I-talia, at the Park Bangalore, serves genuinely fine Italian food (14/7 MG Rd.; 80-2559-4666; entrées, $10–$13). The Legend of Sikander does fantastic kebabs in a vaguely Egyptian setting (Garuda Mall, 4th fl.; 80-5125-2333; entrées, $3–$6). Mainland China serves Indian-Chinese fusion cuisine to a packed house (14 Church St.; 80-2559-7722; entrées, $3–$7). The Mavalli Tiffin Room doesn’t take reservations, so you’ll have to queue up for the rich, tasty South Indian food (14 Lalbagh Rd.; 80-2222-0022; entrées, $2–$3). Olive Beach, an outpost of Mumbai’s acclaimed Olive, is set in a lovely Moorish bungalow. The kitchen is still finding its feet but has a lovely meze and a delicious lobster risotto (16 Wood St.; 80-4112-8400; entrées, $7–$19). Rim Naam, at The Oberoi, has great Thai food, including stir-fried squid with cashews and lemongrass (39 MG Rd.; 80-2558-5858; entrées, $10–$18). Sunny’s, a local institution, makes superb salads and thin-crust pizzas (34 Vittal Mallya Rd.; 80-4132-9366; salads and pizzas from $4). Citrus, at the Leela Palace, has the best Sunday brunch in town. Book way in advance (23 Airport Rd.; 80-2521-1234; buffet brunch, $17).

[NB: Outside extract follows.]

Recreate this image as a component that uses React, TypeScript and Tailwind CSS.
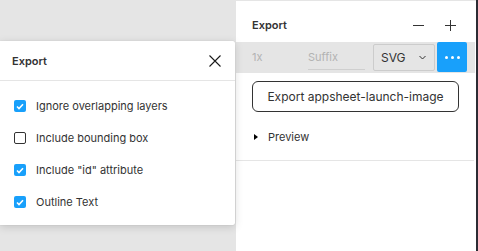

The Daily Bread chain makes excellent bread, muffins, and pastries; the one near Ulsoor Lake is particularly good (Forum Mall, inside the Fabmall outlet).
When you pass through Mysore en route to Kabini or Coorg, have lunch at the opulent Lalitha Mahal Palace hotel, just below Chamundi Hill (821-247-0470; entrées, $5–$11).
Decleor does one of the best facials in town (32 Cuningham Rd.; 80-2235-5881; facials from $25). Rejuve, at the Grand Ashok, has a color therapist who aims to balance your energy using colors, prisms, and gemstones (80-3052-7777; color therapy from $120). Soukya, an hour from Bangalore, has half- and full-day packages that include a hot-stone massage and lunch (Soukya Rd., Whitfield; 80-253-18405; soukya.com; half-day, $40). The Spa at the Leela Palace is a great place to get your eyebrows “threaded” into shape—the preferred method among Indian women (80-2521-1234; eyebrows threaded, $4). Dr. Bhanu Moorthy, of Prithvi Natural Healing & Yoga, will provide private yoga instruction in your hotel room (80-4116-1666; $50 per hour).
Government-owned Cauvery Arts & Crafts is a one-stop shop for souvenirs from sandalwood idols to incense to handicrafts (45 MG Rd.). Nearby, PN Rao Tailors has been in business for generations and can deliver a bespoke suit in 24 to 48 hours (69 MG Rd.). The Vintage Shop has lovely curios and will ship purchases abroad (15 Rustum Bagh Main Rd.). Crossword (Bannerghatta Rd.) and Gangarams (72 MG Rd.) are good bookstores in the center of town.
For an up-to-date listing of events and shops, pick up a free Explocity guide in your hotel (explocity.com). Bangalore & Karnataka (Stark World, $16) and the Food Lover’s Guide to Bangalore (Taste & Travel, $2) are also good and are available at any city bookstore. Weekend Breaks from Bangalore has a list of home stays (Outlook Traveller, $5).